I am running a transformer model from hugging face via Google Colab GPU T4 and below is my code. There are 5 fold cross validations and each cross validation goes through 4 epoch (First cross validation: epoch 1,2,3,4 then second cross validation: epoch 1,2,3,4 etc). As you can see in the code, I have included checkpoints for each epoch.
def run_cross_validation(model_name='DistilRoBerta',
X=X,
y=y,
splits=5,
epoch=4,
checkpoint=False):
kfold = StratifiedShuffleSplit(n_splits=splits, test_size=0.2, random_state=6617)
# kfold = StratifiedKFold(n_splits=splits, shuffle=True, random_state=1127)
n_fold = 1
print("Developing Model with Cross validation for: " + model_name)
for train, test in tqdm(kfold.split(X, y)):
print("Running for Fold: ",n_fold)
train_index = list(train)
test_index = list(test)
X_train = [X[i] for i in train_index]
y_train = [y[i] for i in train_index]
X_val = [X[i] for i in test_index]
y_val = [y[i] for i in test_index]
# Tokenize
X_train_tokenized = tokenizer(X_train, padding=True, truncation=True, max_length=512)
X_val_tokenized = tokenizer(X_val, padding=True, truncation=True, max_length=512)
# Create torch dataset
train_dataset = Dataset(X_train_tokenized, y_train)
val_dataset = Dataset(X_val_tokenized, y_val)
# Fine Tune Transformer
# Define Trainer
args = TrainingArguments(
output_dir="/content/drive/My Drive/output_" + model_name + "/fold"+str(n_fold),
evaluation_strategy="epoch",
save_strategy="epoch",
#eval_steps=500,
#per_device_train_batch_size=1,
#per_device_eval_batch_size=1,
num_train_epochs=epoch, #1 was okay
seed=1127,
load_best_model_at_end=True,
)
trainer = Trainer(
# model_init=model_init,
model=model,
args=args,
train_dataset=train_dataset,
eval_dataset=val_dataset,
compute_metrics=compute_metrics,
callbacks=[EarlyStoppingCallback(early_stopping_patience=3)],
)
trainer.train(resume_from_checkpoint=checkpoint)

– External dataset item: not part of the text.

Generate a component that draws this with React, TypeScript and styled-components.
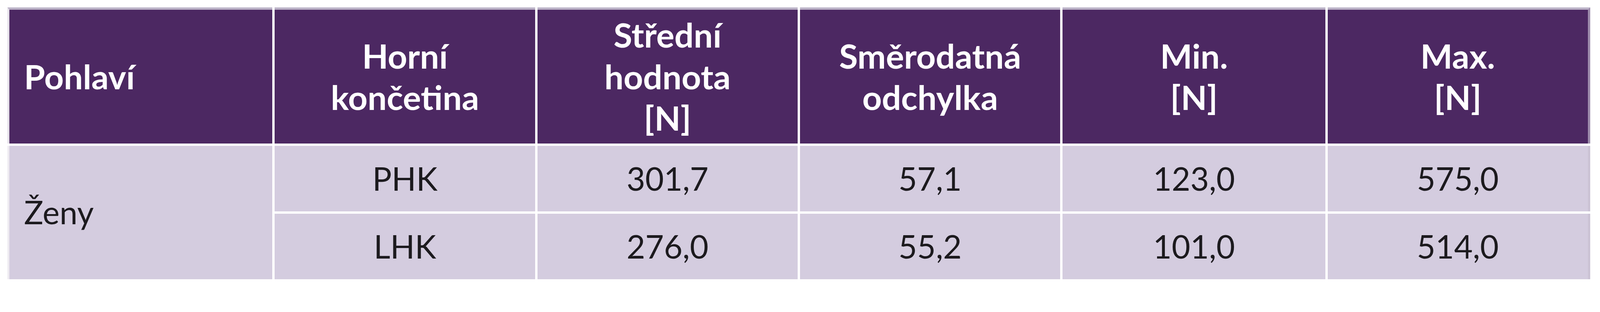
import styled, { createGlobalStyle } from "styled-components"

const GlobalStyle = createGlobalStyle`
  html {
    font-size: calc(100vw / 442.4);
  }
  body {
    margin: 0;
    padding: 0;
    background: #ffffff;
  }
`

const Page = styled.div`
  padding: 2rem 2.7rem 0 2rem;
  font-family: "Lato", "Open Sans", sans-serif;
`

const Table = styled.div`
  display: grid;
  grid-template-columns: 733fr 720fr 719fr 720fr 726fr 726fr;
  grid-template-rows: 37.7rem 18.2rem 18.1rem;
  column-gap: 0.65rem;
  row-gap: 0.65rem;
`

const HeadCell = styled.div<{ $left?: boolean; $first?: boolean; $last?: boolean }>`
  display: flex;
  align-items: center;
  justify-content: ${(p) => (p.$left ? "flex-start" : "center")};
  text-align: ${(p) => (p.$left ? "left" : "center")};
  padding-left: ${(p) => (p.$left ? "4.1rem" : "0")};
  background: #4c2862;
  color: #ffffff;
  font-weight: 700;
  font-size: 9.4rem;
  line-height: 11.5rem;
  border-top: 0.7rem solid #bbb2c7;
  border-left: ${(p) => (p.$first ? "0.6rem solid #e6e2ea" : "none")};
  border-right: ${(p) => (p.$last ? "0.7rem solid #9c8bab" : "none")};
`

const BodyCell = styled.div<{ $left?: boolean; $first?: boolean; $last?: boolean; $span?: number }>`
  display: flex;
  align-items: center;
  justify-content: ${(p) => (p.$left ? "flex-start" : "center")};
  padding-left: ${(p) => (p.$left ? "4.1rem" : "0")};
  grid-row: ${(p) => (p.$span ? `span ${p.$span}` : "auto")};
  background: #d4ccdf;
  color: #1c1a1e;
  font-weight: 400;
  font-size: 8.9rem;
  line-height: 1;
  border-left: ${(p) => (p.$first ? "0.6rem solid #eeebf1" : "none")};
  border-right: ${(p) => (p.$last ? "0.7rem solid #cbc3d5" : "none")};
`

const rows = [
  ["PHK", "301,7", "57,1", "123,0", "575,0"],
  ["LHK", "276,0", "55,2", "101,0", "514,0"],
]

export default function App() {
  return (
    <>
      <GlobalStyle />
      <Page>
        <Table>
          <HeadCell $left $first>Pohlaví</HeadCell>
          <HeadCell>Horní<br />končetina</HeadCell>
          <HeadCell>Střední<br />hodnota<br />[N]</HeadCell>
          <HeadCell>Směrodatná<br />odchylka</HeadCell>
          <HeadCell>Min.<br />[N]</HeadCell>
          <HeadCell $last>Max.<br />[N]</HeadCell>

          <BodyCell $left $first $span={2}>Ženy</BodyCell>
          {rows.map((r, i) => (
            r.map((v, j) => (
              <BodyCell key={`${i}-${j}`} $last={j === r.length - 1}>{v}</BodyCell>
            ))
          ))}
        </Table>
      </Page>
    </>
  )
}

print("Complete for fold", n_fold)
n_fold= n_fold + 1`
However when the first cross validation fold has completely saved the checkpoints of all 4 epoch in my Google Drive, the system somehow crashed in the middle of the second fold cross validation epoch 1 and I decided to continue from the 4th epoch checkpoint of the first fold cross-validation.
run_cross_validation(model_name='DistilRoBerta',X=X,y=y,splits=5,epoch=4,checkpoint=True)
It’s supposed to check whether the 4th epoch in the first fold cross-validation has been completed and then run the 1st epoch of the second cross validation. However, why does it start by running the checkpoint in the second fold cross validation and came out with no checkpoint detected (of course since epoch 1 has not run yet) instead of creating the epoch 1? The same problem occurs when I changed from checkpoint=True to checkpoint=/content/drive/My Drive/output_DistilRoBerta/fold1/checkpoint-32952.
---------------------------------------------------------------------------
ValueError Traceback (most recent call last)
<ipython-input-10-448ffae712de> in <cell line: 1>()
1 run_cross_validation(model_name='DistilRoBerta',
2 X=X,
3 y=y,
4 splits=5,
5 epoch=4,
1 frames
#<ipython-input-6-3c7143db8bb6> in run_cross_validation(model_name, X, y, splits, epoch, checkpoint)
199 )
200
201 trainer.train(resume_from_checkpoint=checkpoint)
202 print("Complete for fold", n_fold)
203 n_fold= n_fold + 1
/usr/local/lib/python3.10/dist-packages/transformers/trainer.py in train(self, resume_from_checkpoint, trial, ignore_keys_for_eval, **kwargs)
1746 resume_from_checkpoint = get_last_checkpoint(args.output_dir)
1747 if resume_from_checkpoint is None:
1748 raise ValueError(f"No valid checkpoint found in output directory ({args.output_dir})")
1749
1750 if resume_from_checkpoint is not None:
ValueError: No valid checkpoint found in output directory (/content/drive/My Drive/output_DistilRoBerta/fold2)
View of my epoch checkpoints of first fold cross validation in GDrive
I appreciate any help, thanks in advance!